2. This feature is under development.
Requirements:
- Python (>= 3.9)
- typing-extensions (>= 4.7)
You can install Gloe using pip or conda:
# PyPI
pip install gloe
# or conda
conda install -c conda-forge gloe
Consider the following flow. It is part of an e-commerce server and starts from a HTTP request and ends with a list of recommended products.
get_recommendations = (
extract_request_id >>
get_user_by_id >> (
get_last_seen_items,
get_last_ordered_items,
get_user_network_data,
) >>
get_recommended_items
)
Steps of this flow:
- The user ID is extracted from the request.
- The corresponding user data is retrieved using this ID.
- Three pieces of information about the user are gathered: the last seen items, the last ordered items, and the user's network data (such as personal information and relationships).
- These three pieces of information are used to generate a list of recommended items for this specific user.
Can we agree that it is easy to understand just by reading the code?
Each step of a flow is called a transformer and creating one is as easy as:
from gloe import transformer
@transformer
def extract_request_id(req: Request) -> int:
# your logic goes here
You can connect many transformers using the right shift operator, just like the above example.
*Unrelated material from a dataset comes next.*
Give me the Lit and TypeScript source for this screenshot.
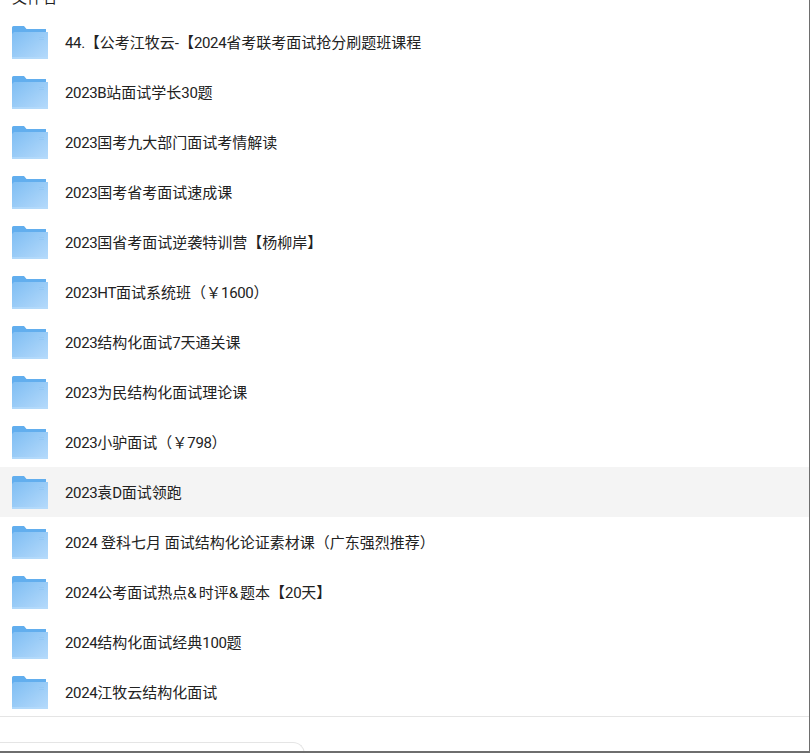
import { LitElement, html, css, svg } from "lit";
import { customElement } from "lit/decorators.js";

const names = [
  "44.【公考江牧云-【2024省考联考面试抢分刷题班课程",
  "2023B站面试学长30题",
  "2023国考九大部门面试考情解读",
  "2023国考省考面试速成课",
  "2023国省考面试逆袭特训营【杨柳岸】",
  "2023HT面试系统班（￥1600）",
  "2023结构化面试7天通关课",
  "2023为民结构化面试理论课",
  "2023小驴面试（￥798）",
  "2023袁D面试领跑",
  "2024 登科七月 面试结构化论证素材课（广东强烈推荐）",
  "2024公考面试热点&时评&题本【20天】",
  "2024结构化面试经典100题",
  "2024江牧云结构化面试",
];

/* Latin runs are set slightly tighter than the CJK text around them; ampersands slightly wider. */
const label = (text: string) =>
  text.split(/([0-9A-Za-z.]+|&)/).map((part, i) =>
    i % 2 ? html`<span class=${part === "&" ? "amp" : "lat"}>${part}</span>` : part
  );

let uid = 0;
const folder = () => {
  const id = `g${uid++}`;
  return svg`<svg class="icon" width="36" height="34" viewBox="0 0 36 34">
    <defs><linearGradient id=${id} x1="0" y1="0" x2="1" y2="1">
      <stop offset="0" stop-color="#7fbef3"/><stop offset="1" stop-color="#b6dafb"/>
    </linearGradient></defs>
    <path d="M0 2.5 Q0 1 1.5 1 H12 L14.5 4 H34 V7 H2 V34 H0 Z" fill="#62aeee"/>
    <path d="M2 7 H36 V34 H0 V9 Z" fill=${`url(#${id})`}/>
    <rect x="0" y="32" width="36" height="2" fill="#b7dbfb" opacity=".7"/>
    <rect x="27" y="12" width="5" height="1" fill="#94c8f5"/>
    <rect x="27" y="14" width="5" height="1" fill="#94c8f5"/>
  </svg>`;
};

@customElement("app-root")
export class AppRoot extends LitElement {
  static styles = css`
    :host { display: block; width: 810px; height: 753px; overflow: hidden; background: #fff; position: relative;
      font-family: "Roboto", "Noto Sans CJK SC", "Liberation Sans", sans-serif; color: #222; }
    .title { height: 17px; overflow: hidden; padding-left: 12px; font-size: 15px; line-height: 15px; }
    .title span { display: block; margin-top: -9px; }
    .row { display: flex; align-items: center; height: 50px; padding-left: 12px; gap: 17px; font-size: 15px; }
    .name { position: relative; top: -1px; }
    .lat { letter-spacing: -0.35px; }
    .amp { letter-spacing: 2px; }
    .row.on { background: #f4f4f4; }
    .icon { flex: none; }
    .rule { height: 1px; background: #e5e5e5; margin-top: -1px; }
    .box { width: 305px; height: 20px; margin-top: 25px; box-sizing: border-box; border: 1px solid #e5e5e5; border-left: 0; border-bottom: 0; border-top-right-radius: 12px; }
    .edge-r { position: absolute; right: 0; top: 0; bottom: 0; width: 1px; background: #6e6e6e; }
    .edge-b { position: absolute; left: 0; right: 0; bottom: 0; height: 2px; background: #6e6e6e; }
  `;
  render() {
    return html`
      <div class="title"><span>文件名</span></div>
      ${names.map((n, i) => html`<div class="row ${i === 9 ? "on" : ""}">${folder()}<span class="name">${label(n)}</span></div>`)}
      <div class="rule"></div>
      <div class="box"></div>
      <div class="edge-r"></div>
      <div class="edge-b"></div>`;
  }
}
When the argument of >>
is a tuple, you are creating branches using the default parallel gateway.
Learn more about creating transformers, pipelines, and gateways.
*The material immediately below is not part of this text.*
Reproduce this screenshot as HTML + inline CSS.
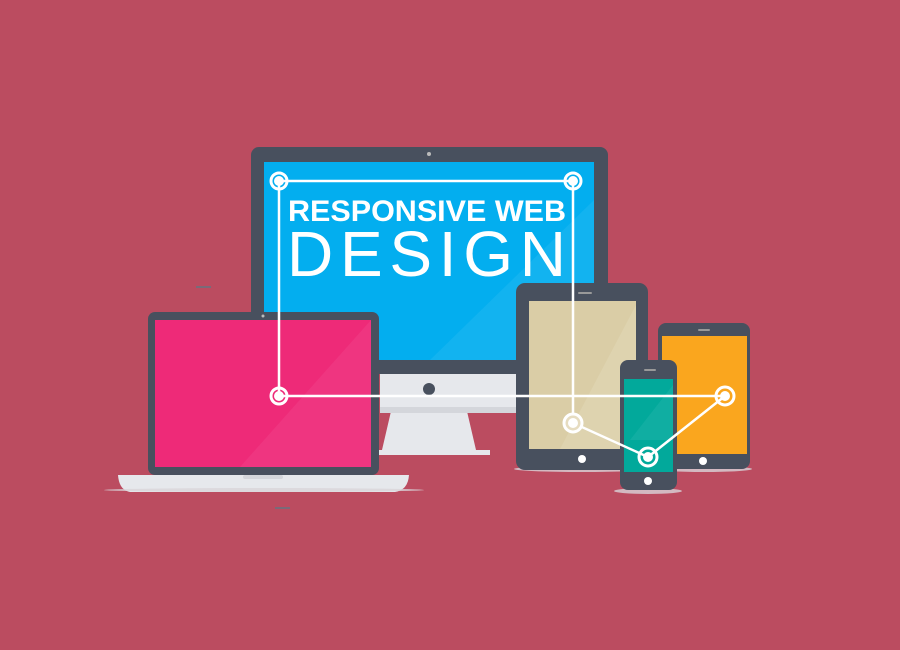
<!DOCTYPE html>
<html><head><style>html,body{margin:0;padding:0;background:#BB4C60;}svg{display:block}</style></head>
<body>
<svg width="900" height="650" viewBox="0 0 900 650" xmlns="http://www.w3.org/2000/svg">
<rect width="900" height="650" fill="#BB4C60"/>
<!-- monitor -->
<rect x="251" y="147" width="357" height="227" rx="8" fill="#48505E"/>
<rect x="264" y="162" width="330" height="198" fill="#03AEEF"/>
<polygon points="594,200 594,360 430,360" fill="#1DB6F0" opacity="0.6"/>
<circle cx="429" cy="154" r="2" fill="#bbb"/>
<rect x="380" y="374" width="136" height="33" fill="#E6E8EC"/>
<circle cx="429" cy="389" r="6" fill="#48505E"/>
<polygon points="392,407 466,407 476,450 382,450" fill="#E6E8EC"/>
<rect x="380" y="407" width="136" height="6" fill="#D4D6DB"/>
<rect x="378" y="450" width="112" height="5" fill="#E6E8EC"/>
<!-- laptop -->
<rect x="148" y="312" width="231" height="163" rx="7" fill="#48505E"/>
<rect x="155" y="320" width="216" height="147" fill="#EE2A78"/>
<polygon points="371,320 371,467 240,467" fill="#F03A83" opacity="0.7"/>
<circle cx="263" cy="316" r="1.5" fill="#bbb"/>
<path d="M118 475 H409 Q408 490 395 492 H130 Q119 490 118 475 Z" fill="#E6E8EC"/>
<rect x="243" y="475" width="40" height="4" rx="2" fill="#D4D6DB"/>
<ellipse cx="264" cy="490" rx="160" ry="2" fill="#D9D4D9" opacity="0.8"/>
<rect x="196" y="286" width="15" height="2" fill="#7a6a78"/>
<rect x="275" y="507" width="15" height="2" fill="#7a6a78"/>
<!-- tablet -->
<ellipse cx="582" cy="469" rx="68" ry="3" fill="#D9D4D9" opacity="0.8"/>
<rect x="516" y="283" width="132" height="187" rx="9" fill="#48505E"/>
<rect x="529" y="301" width="107" height="148" fill="#DACDA6"/>
<polygon points="636,305 636,449 560,449" fill="#E0D5B3" opacity="0.7"/>
<rect x="578" y="292" width="14" height="2" rx="1" fill="#999"/>
<circle cx="582" cy="459" r="4" fill="#fff"/>
<!-- orange phone -->
<ellipse cx="704" cy="469" rx="48" ry="3" fill="#D9D4D9" opacity="0.8"/>
<rect x="658" y="323" width="92" height="146" rx="8" fill="#48505E"/>
<rect x="662" y="336" width="85" height="118" fill="#FAA61E"/>
<rect x="698" y="329" width="12" height="2" rx="1" fill="#999"/>
<circle cx="703" cy="461" r="4" fill="#fff"/>
<!-- small phone -->
<ellipse cx="648" cy="491" rx="34" ry="3" fill="#D9D4D9" opacity="0.8"/>
<rect x="620" y="360" width="57" height="130" rx="8" fill="#48505E"/>
<rect x="624" y="379" width="49" height="93" fill="#02A99B"/>
<polygon points="673,385 673,440 630,440" fill="#1BB3A6" opacity="0.6"/>
<rect x="644" y="369" width="12" height="2" rx="1" fill="#999"/>
<circle cx="648" cy="481" r="4" fill="#fff"/>
<!-- text -->
<text x="288" y="221" font-family="Liberation Sans, sans-serif" font-weight="bold" font-size="30" fill="#fff" textLength="278" lengthAdjust="spacingAndGlyphs">RESPONSIVE WEB</text>
<text x="287" y="276" font-family="Liberation Sans, sans-serif" font-size="64" fill="#fff" textLength="279" lengthAdjust="spacing">DESIGN</text>
<!-- lines -->
<g stroke="#fff" stroke-width="2.5" fill="none">
<path d="M279 181 H573 M279 181 V396 H725 M573 181 V423 L648 457 L725 396"/>
</g>
<g fill="#fff" stroke="#fff">
<circle cx="279" cy="181" r="8" stroke-width="3" fill="none"/><circle cx="279" cy="181" r="5" stroke="none"/>
<circle cx="573" cy="181" r="8" stroke-width="3" fill="none"/><circle cx="573" cy="181" r="5" stroke="none"/>
<circle cx="279" cy="396" r="8" stroke-width="3" fill="none"/><circle cx="279" cy="396" r="5" stroke="none"/>
<circle cx="573" cy="423" r="9" stroke-width="3" fill="#E6DCC0"/><circle cx="573" cy="423" r="5" stroke="none"/>
<circle cx="648" cy="457" r="9" stroke-width="3" fill="none"/><circle cx="648" cy="457" r="5" stroke="none"/>
<circle cx="725" cy="396" r="9" stroke-width="3" fill="none"/><circle cx="725" cy="396" r="5" stroke="none"/>
</g>
</svg>
</body></html>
When the manager requests you to return the items grouped by department instead of in a flat list, the refactoring process is straightforward:
get_user_recommendations = (
extract_request_id >>
get_user_by_id >> (
get_last_seen_items,
get_last_ordered_items,
get_user_network_data,
) >>
get_recommended_items >>
group_by_department
)
If, by some chance, you connect two transformers with incompatible types, the IDE along with Mypy will warn you about the malformed flow.
For example, suppose you implemented the extract_request_id
transformer returning a string instead of a integer ID:
@transformer
def extract_request_id(request: Request) -> str:
...
But the get_user_by_id
transformer expects an int
as input:
@transformer
def get_user_by_id(user_id: int) -> User:
...
The result will be something like this:
Considering is everything okay about the types, this pipeline can be invoked from a server, for example:
@users_router.get('/:user_id/recommended')
def recommended_items_route(req: Request):
return get_user_recommendations(req)
When you need to document it somewhere, you can just plot it.
Suppose you don't need to extract the user ID within the flow because you are using a web framework that already does it, like FastAPI, you can remove the extract_request_id
transformer. Since the incoming type for get_user_by_id
is integer, the configuration would be:
get_user_recommendations = (
get_user_by_id >> (
get_last_seen_items,
get_last_ordered_items,
get_user_network_data,
) >>
get_recommended_items >>
group_by_department
)
@users_router.get('/{user_id}/recommended')
def recommended_items_route(user_id: int):
return get_user_recommendations(user_id)
We hope the above example illustrates how easily you can identify maintenance points and gain confidence that the rest of the code will continue to working properly, as long as the transformers' interfaces remain satisfied.
Software development has lots of patterns and good practices related to the code itself, like how to document, test, structure and what programming paradigm to use. However, beyond all that, we believe that the key point of a successful software project is a good communication between everyone involved in the development. Of course, this communication is not necessarily restricted to meetings or text messages, it is present also in documentation artifacts and in a well-written code.
When developers write a code, they are telling a story to the next person who will read or/and refactor it. Depending on the code's quality, this story could be quite confusing, with no clear roles of the characters and a messy plot (sometimes with an undesired twist). The next person to maintain the software may take a long time to clearly understand the narrative and make it clear, or they will simply give up, leaving it as is.
Gloe comes to turn this story coherent, logically organized and easy to follow. This is achieved by dividing the code into concise steps with an unambiguous responsibility and explicit interface. Then, Gloe allows you to connect these steps, clarifying their relationship and identifying necessary changes during refactoring. Thus, you can quickly understand the entire story being told and enhance it. Inspired by things like natural transformation and Free Monad (present in Scala and Haskell), Gloe implemented this approach using functional programming and strong typing concepts.
Currently, unlike platforms like Air Flow that include scheduler backends for task orchestration, Gloe's primary purpose is to aid in development. The graph structure aims to make the code more flat and hence readable. However, it is important to note that Gloe does not offer functionalities for executing tasks in a dedicated environment, nor does it directly contribute to execution speed or scalability improvements.